11. Roll the dough balls around and coat them in sugar.
12. Place on a baking sheet.
13. Repeat with the remaining dough until it’s all been formed into balls.
Be sure to leave a little extra for when you scrape out the bowl, that’s the best part.
14. Place baking sheet inside freezer. You may have to make room. Or figure out some other way to freeze them. Just make sure they don’t touch during the freezing process.
15. Once frozen, place dough balls into a zip-lock bag, or Tupperware, and freeze until you want to use them.
At this point, feel free to take them out of the freezer whenever you want and eat them. They are lovely. If you’re worried about salmonella, don’t eat the dough and be sure to write your congressmen who just accepted money from the food lobbyist in order to pass that new law that allows Wright County Egg to continue to be “profitable” at the expense of our health.
16. Position oven racks to upper middle and lower middle positions.
17. Preheat oven to 375.
18. Place the unfrozen or frozen dough balls onto parchment paper lined baking sheets. Be sure to give them space to expand. Each cookie will be about 3-4 inches in diameter.

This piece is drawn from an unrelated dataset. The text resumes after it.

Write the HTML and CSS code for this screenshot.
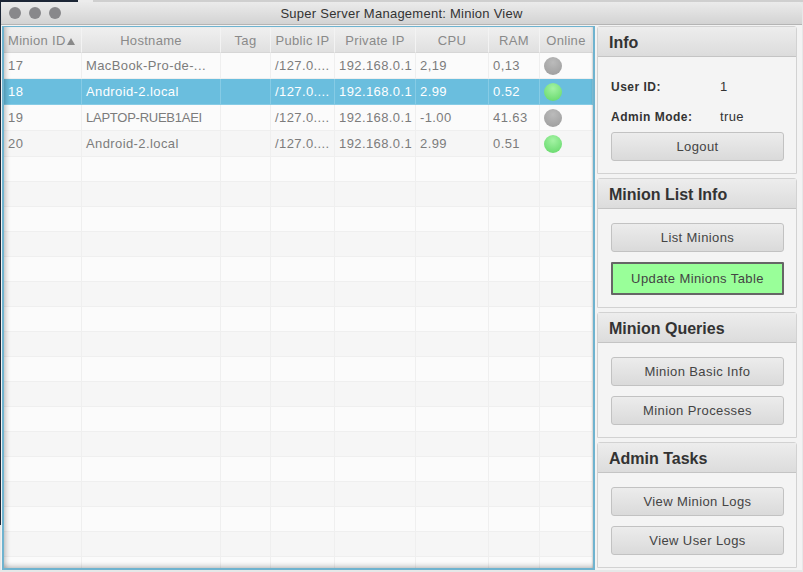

19. Bake for about 8 minutes if they are thawed, 10 minutes if they are frozen. Check them to see if they are done to your liking. If they have cracked, they are probably done. An undercooked cookie is better than an overcooked one.
20. Remove from the oven, allow to cool on the baking sheet for a few minutes, then transfer to a cooling rack. Or don’t. Warm cookies are always good.
Enjoy…with a glass of milk
Be sure to track down “Best Recipes and Reviews 2010” of The Best of America’s Test Kitchen. It has a much more detailed instruction for the cookies and a whole back story of why this recipe is so great in true America’s Test Kitchen style.
Update: I just found out that this recipe can be found in Cook’s Illustrated’s iOS app. So for those of you lucky enough to an iPhone/iPad/iPod Touch, the app is free. Just search for “Chocolate Cookie” once within.